● **THE PROBLEM**
Pictures are not part of the copy. Retype the lines from the first one through the line that contains "import React from".

● **GIVEN INFORMATION**
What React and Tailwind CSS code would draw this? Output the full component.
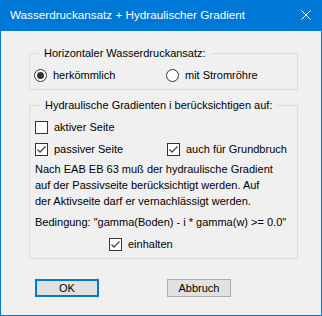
import React from "react";

function Radio({ checked }) {
  return (
    <span className="w-[13px] h-[13px] rounded-full border border-[#333333] bg-white flex items-center justify-center shrink-0">
      {checked && <span className="w-[7px] h-[7px] rounded-full bg-[#333333]" />}
    </span>
  );
}

function Check({ checked }) {
  return (
    <span className="w-[13px] h-[13px] border border-[#333333] bg-white shrink-0 flex items-center justify-center">
      {checked && (
        <svg width="11" height="11" viewBox="0 0 11 11">
          <polyline points="1.5,5.5 4,8 9.5,2.5" fill="none" stroke="#444444" strokeWidth="1.3" />
        </svg>
      )}
    </span>
  );
}

export default function App() {
  return (
    <div className="w-[322px] h-[316px] bg-[#0078d7] px-[1px] pb-[1px] flex flex-col font-['Liberation_Sans',Arial,sans-serif] text-[11px] text-black">
      <div className="h-[30px] flex items-center justify-between pl-[9px] pr-[10px] shrink-0">
        <span className="text-white text-[11.7px] font-['Liberation_Sans',Arial,sans-serif] leading-none">
          Wasserdruckansatz + Hydraulischer Gradient
        </span>
        <svg width="10" height="10" viewBox="0 0 10 10">
          <path d="M0.5 0.5 L9.5 9.5 M9.5 0.5 L0.5 9.5" stroke="white" strokeWidth="1" />
        </svg>
      </div>
      <div className="flex-1 bg-[#f0f0f0] px-[28px] flex flex-col mt-[1px]">
        <fieldset className="w-[269px] mt-[15px] border border-[#dcdcdc] pl-[4px] pt-[8px] pb-[7px]">
          <legend className="ml-[5px] px-[5px] leading-[14px]">Horizontaler Wasserdruckansatz:</legend>
          <div className="flex h-[14px] items-center">
            <div className="w-[132px] flex items-center gap-[6px]">
              <Radio checked />
              <span>herkömmlich</span>
            </div>
            <div className="flex items-center gap-[6px]">
              <Radio />
              <span>mit Stromröhre</span>
            </div>
          </div>
        </fieldset>
        <fieldset className="w-[269px] mt-[8px] border border-[#dcdcdc] pl-[5px] pt-[9px] pb-[7px]">
          <legend className="ml-[5px] px-[5px] leading-[14px]">Hydraulische Gradienten i berücksichtigen auf:</legend>
          <div className="flex h-[13px] items-center gap-[6px]">
            <Check />
            <span>aktiver Seite</span>
          </div>
          <div className="flex h-[13px] items-center mt-[9px]">
            <div className="w-[132px] flex items-center gap-[6px]">
              <Check checked />
              <span>passiver Seite</span>
            </div>
            <div className="flex items-center gap-[6px]">
              <Check checked />
              <span>auch für Grundbruch</span>
            </div>
          </div>
          <p className="mt-[5px] leading-[16px]">
            Nach EAB EB 63 muß der hydraulische Gradient
            <br />
            auf der Passivseite berücksichtigt werden. Auf
            <br />
            der Aktivseite darf er vernachlässigt werden.
          </p>
          <p className="mt-[5px] leading-[16px]">Bedingung: "gamma(Boden) - i * gamma(w) &gt;= 0.0"</p>
          <div className="flex h-[13px] items-center gap-[6px] mt-[8px] ml-[74px]">
            <Check checked />
            <span>einhalten</span>
          </div>
        </fieldset>
        <div className="flex mt-[20px] ml-[6px] gap-[68px]">
          <button className="w-[64px] h-[18px] border-2 border-[#0078d7] bg-[#e1e1e1] flex items-center justify-center leading-none">
            OK
          </button>
          <button className="w-[64px] h-[18px] border border-[#adadad] bg-[#e1e1e1] flex items-center justify-center leading-none">
            Abbruch
          </button>
        </div>
      </div>
    </div>
  );
}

● **WRITTEN REPLY**
What React and Tailwind CSS code would draw this? Output the full component.
import React from "react";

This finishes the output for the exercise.